Due Diligence Checklist: Auto Dealership Acquisition

Before closing on a auto dealership purchase, verify each of these items:

  • Obtain preliminary manufacturer approval and identify facility requirements
  • Review floor plan financing terms and transferability
  • Assess facility condition against current OEM image program standards
  • Phase I environmental assessment (service operations create environmental risk)
  • Review all CSI (Customer Satisfaction Index) scores and manufacturer compliance
  • Verify state dealer license, sales tax registration, and DMV compliance
  • Analyze department profitability: new, used, F&I, service, parts

Common Deal Killers

These issues kill more auto dealership acquisitions than bad economics:

Manufacturer rejects the buyer or requires multi-million dollar facility upgrades

Floor plan financing not available to the buyer at viable terms

Environmental contamination from decades of service operations

Why Legal Counsel Matters

The OEM franchise approval can take 3 to 6 months and comes with conditions that materially affect deal economics. Your attorney needs to engage with the manufacturer early, negotiate facility requirements, and structure the purchase agreement with appropriate contingencies for manufacturer approval.

Our Process: Auto Dealership Acquisitions

A structured approach to auto dealership acquisition counsel

1

LOI and Manufacturer Engagement

We review the letter of intent and immediately begin the manufacturer approval process, which often takes longer than all other deal elements combined.

2

Facility and Environmental Assessment

Property condition evaluation against OEM image program, Phase I environmental assessment, and facility upgrade cost estimation.

3

Financial and Operational Due Diligence

Department-by-department profitability analysis, floor plan review, F&I product audit, CSI score assessment, and inventory verification.

4

Purchase Agreement Negotiation

We negotiate the purchase agreement with manufacturer approval contingencies, floor plan transition provisions, and facility condition requirements.

5

Closing

Manufacturer final approval, floor plan transfer, dealer license transfer, inventory count, F&I product assignments, and title transfers.

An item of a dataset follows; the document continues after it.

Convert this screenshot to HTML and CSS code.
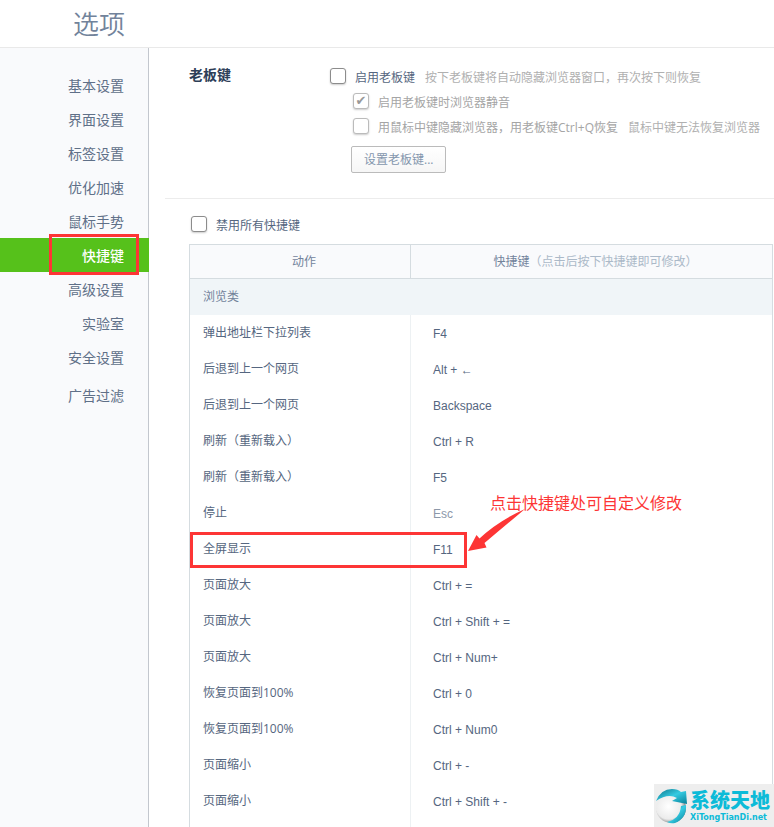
FILE: index.html
```
<!DOCTYPE html>
<html lang="zh-CN">
<head>
    <meta charset="utf-8">
    <title>选项</title>
    <link rel="stylesheet" href="styles.css">
</head>
<body>
    <header class="header">
        <h1>选项</h1>
    </header>
    <div class="page">
        <nav class="sidebar">
            <a href="#basic">基本设置</a>
            <a href="#ui">界面设置</a>
            <a href="#tabs">标签设置</a>
            <a href="#speed">优化加速</a>
            <a href="#gesture">鼠标手势</a>
            <a href="#hotkey" class="active">快捷键<span class="mark"></span></a>
            <a href="#advanced">高级设置</a>
            <a href="#lab">实验室</a>
            <a href="#security">安全设置</a>
            <a href="#adblock" class="extra">广告过滤</a>
        </nav>
        <main class="content">
            <section class="boss">
                <h2>老板键</h2>
                <div class="boss-options">
                    <div class="option">
                        <input type="checkbox" id="boss-on">
                        <label for="boss-on">启用老板键</label>
                        <span class="tip">按下老板键将自动隐藏浏览器窗口，再次按下则恢复</span>
                    </div>
                    <div class="option sub">
                        <input type="checkbox" id="boss-mute" checked disabled>
                        <label for="boss-mute">启用老板键时浏览器静音</label>
                    </div>
                    <div class="option sub">
                        <input type="checkbox" id="boss-mouse" disabled>
                        <label for="boss-mouse">用鼠标中键隐藏浏览器，用老板键Ctrl+Q恢复</label>
                        <span class="tip">鼠标中键无法恢复浏览器</span>
                    </div>
                    <button type="button" class="btn">设置老板键...</button>
                </div>
            </section>
            <section class="keys">
                <div class="option disable-all">
                    <input type="checkbox" id="disable-all">
                    <label for="disable-all">禁用所有快捷键</label>
                </div>
                <table>
                    <thead>
                        <tr>
                            <th class="action">动作</th>
                            <th>快捷键<span>（点击后按下快捷键即可修改）</span></th>
                        </tr>
                    </thead>
                    <tbody>
                        <tr class="group"><td colspan="2">浏览类</td></tr>
                        <tr><td>弹出地址栏下拉列表</td><td>F4</td></tr>
                        <tr><td>后退到上一个网页</td><td>Alt + ←</td></tr>
                        <tr><td>后退到上一个网页</td><td>Backspace</td></tr>
                        <tr><td>刷新（重新载入）</td><td>Ctrl + R</td></tr>
                        <tr><td>刷新（重新载入）</td><td>F5</td></tr>
                        <tr><td>停止</td><td class="fixed">Esc</td></tr>
                        <tr>
                            <td class="marked">
                                全屏显示
                                <span class="mark"></span>
                                <span class="note">点击快捷键处可自定义修改</span>
                                <svg class="arrow" width="58" height="44" viewBox="0 0 58 44">
                                    <path d="M0 42 L8.500 26 L11.500 29.500 Q30 12 57 0 Q38 16 16.500 34 L18.500 38.500 Z" fill="#fd3535"/>
                                </svg>
                            </td>
                            <td>F11</td>
                        </tr>
                        <tr><td>页面放大</td><td>Ctrl + =</td></tr>
                        <tr><td>页面放大</td><td>Ctrl + Shift + =</td></tr>
                        <tr><td>页面放大</td><td>Ctrl + Num+</td></tr>
                        <tr><td>恢复页面到100%</td><td>Ctrl + 0</td></tr>
                        <tr><td>恢复页面到100%</td><td>Ctrl + Num0</td></tr>
                        <tr><td>页面缩小</td><td>Ctrl + -</td></tr>
                        <tr><td>页面缩小</td><td>Ctrl + Shift + -</td></tr>
                        <tr><td></td><td></td></tr>
                    </tbody>
                </table>
            </section>
        </main>
    </div>
    <div class="watermark">
        <svg width="36" height="38" viewBox="0 0 36 38">
            <defs>
                <radialGradient id="ball" cx="42%" cy="45%" r="60%">
                    <stop offset="0" stop-color="#fff"/>
                    <stop offset="0.7" stop-color="#ececec"/>
                    <stop offset="1" stop-color="#777"/>
                </radialGradient>
                <linearGradient id="swirl" x1="0" y1="0" x2="1" y2="1">
                    <stop offset="0" stop-color="#0a7186"/>
                    <stop offset="0.5" stop-color="#35cbe2"/>
                    <stop offset="1" stop-color="#067f98"/>
                </linearGradient>
            </defs>
            <circle cx="17" cy="21" r="15" fill="url(#ball)"/>
            <path d="M2 14 Q7 2 18 2 Q24 2 27 5 L32 4 L33 17 L18 14 L23 11 Q14 6 2 14 Z" fill="url(#swirl)"/>
            <path d="M32 18 Q33 31 21 36 Q17 37 13 35 Q26 32 27 19 Z" fill="url(#swirl)"/>
        </svg>
        <div class="watermark-text">
            <strong>系统天地</strong>
            <span>XiTongTianDi.net</span>
        </div>
    </div>
</body>
</html>
```
FILE: styles.css
```
* {
    box-sizing: border-box;
}
body {
    margin: 0;
    height: 100vh;
    overflow: hidden;
    display: flex;
    flex-direction: column;
    background: #fff;
    color: #556680;
    font-family: "Open Sans", "Noto Sans CJK SC", sans-serif;
    font-size: 12px;
    line-height: 18px;
}
.header {
    flex: none;
    height: 48px;
    padding-left: 73px;
    border-bottom: 1px solid #e9e9e9;
}
.header h1 {
    margin: 0;
    font-size: 26px;
    font-weight: 350;
    font-family: "Noto Sans CJK SC", sans-serif;
    line-height: 46px;
    color: #72839b;
}
.page {
    flex: 1;
    display: flex;
    min-height: 0;
}

/* Left menu */
.sidebar {
    flex: none;
    width: 149px;
    padding-top: 20px;
    background: #f9fafc;
    border-right: 1px solid #c3c7ce;
}
.sidebar a {
    display: block;
    height: 34px;
    padding-right: 24px;
    font-size: 14px;
    line-height: 36px;
    text-align: right;
    text-decoration: none;
    color: #5f7088;
}
.sidebar .active {
    position: relative;
    margin-right: -1px;
    padding-right: 25px;
    background: #56c11b;
    color: #fff;
    font-weight: 500;
}
.sidebar .extra {
    margin-top: 4px;
}
.mark {
    position: absolute;
    border: 3px solid #fd3535;
}
.sidebar .mark {
    top: -4px;
    left: 49px;
    right: 10px;
    height: 41px;
}

/* Options */
.content {
    flex: 1;
    min-width: 0;
    padding-left: 16px;
    display: flex;
    flex-direction: column;
}
.boss {
    flex: none;
    display: flex;
    padding: 17px 0 25px 24px;
    border-bottom: 1px solid #ececec;
}
.boss h2 {
    width: 141px;
    margin: 0;
    font-size: 14px;
    font-weight: 700;
    line-height: 20px;
    color: #2d3e57;
}
.option {
    display: flex;
    align-items: center;
    height: 25px;
    white-space: nowrap;
}
.option label {
    margin-left: 9px;
}
.tip {
    margin-left: 10px;
    color: #b0b0b0;
}
.sub {
    padding-left: 23px;
    color: #a5a5a5;
}
.option input {
    appearance: none;
    flex: none;
    width: 16px;
    height: 16px;
    margin: 0 0 3px;
    border: 1px solid #8c8c8c;
    border-radius: 3px;
    background: #fff;
    box-shadow: 0 1px 2px #ccc;
}
.option input:disabled {
    border-color: #bbb;
}
.option input:checked::before {
    content: "✔";
    display: block;
    font-family: "DejaVu Sans", sans-serif;
    font-size: 13px;
    line-height: 14px;
    text-align: center;
    color: #999;
}
.btn {
    display: block;
    height: 27px;
    margin: 6px 0 0 21px;
    padding: 0 12px;
    border: 1px solid #bbb;
    border-radius: 2px;
    background: linear-gradient(#fff, #f6f6f6);
    color: #8496ad;
    font: inherit;
}

/* Hotkey table */
.keys {
    flex: none;
    padding: 13px 1px 0 24px;
}
.disable-all {
    height: 27px;
    padding-left: 2px;
}
table {
    width: 100%;
    margin-top: 5px;
    border-collapse: separate;
    border-spacing: 0;
    border: 1px solid #d5dce0;
    table-layout: fixed;
}
th {
    height: 34px;
    padding: 0 0 0 8px;
    border-bottom: 1px solid #d5dce0;
    background: #f9fafc;
    color: #72839b;
    font-weight: 400;
}
th span {
    color: #abb9c8;
}
.action {
    width: 221px;
    border-right: 1px solid #d5dce0;
}
td {
    height: 36px;
    padding: 0 0 0 13px;
}
td:first-child {
    border-right: 1px solid #edf1f3;
}
td + td {
    padding: 2px 0 0 22px;
    font-family: "Liberation Sans", "Noto Sans CJK SC", sans-serif;
}
.group td:first-child {
    border-right: 0;
    background: #f0f5f8;
    color: #72839b;
}
.fixed {
    color: #8c98a9;
}
.marked {
    position: relative;
}
.marked .mark {
    top: 1px;
    left: 0;
    width: 277px;
    height: 36px;
}
.note {
    position: absolute;
    top: -40px;
    left: 300px;
    font-size: 16px;
    line-height: 24px;
    white-space: nowrap;
    color: #fd3535;
}
.arrow {
    position: absolute;
    top: -22px;
    left: 278px;
}

/* Site mark in the corner */
.watermark {
    position: fixed;
    right: 0;
    bottom: 0;
    display: flex;
    align-items: center;
    width: 120px;
    height: 43px;
    background: #eee;
}
.watermark-text {
    display: flex;
    flex-direction: column;
    color: #0cbbd8;
}
.watermark strong {
    font-family: "Noto Sans CJK SC", sans-serif;
    font-size: 20px;
    font-weight: 900;
    line-height: 24px;
}
.watermark span {
    font-family: "DejaVu Sans", sans-serif;
    font-size: 8px;
    font-weight: 700;
    line-height: 12px;
}
```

Frequently Asked Questions

Common questions about buying a auto dealership

Does the car manufacturer have to approve the sale?
Yes. All franchised auto dealers operate under a franchise agreement with the manufacturer. Any change of ownership requires manufacturer approval, which includes evaluation of the buyer's financial capacity, automotive experience, and willingness to meet facility and performance standards. The approval process typically takes 3 to 6 months.
What is an OEM image program and why does it matter?
An image program is a set of facility standards established by the manufacturer covering building design, signage, showroom layout, and customer experience areas. Manufacturers may require costly facility renovations as a condition of approving the ownership transfer. Understanding the image program cost is essential to deal economics.
What is floor plan financing in a dealership context?
Floor plan financing is a revolving credit line used to purchase vehicle inventory. Vehicles serve as collateral. The buyer needs to either assume the existing floor plan or secure new floor plan financing before closing. Without floor plan financing, the dealership cannot stock inventory.
Are there environmental risks in buying an auto dealership?
Yes. Service departments generate waste oil, used antifreeze, solvents, and other hazardous materials. Paint booths involve volatile organic compounds. Decades of service operations can result in soil contamination. A Phase I environmental assessment is strongly recommended.
How long does an auto dealership acquisition take?
Franchised dealership acquisitions typically take 4 to 8 months from signed LOI to closing. The manufacturer approval process is the primary driver. Used-car-only operations without franchise requirements can close in 60 to 90 days.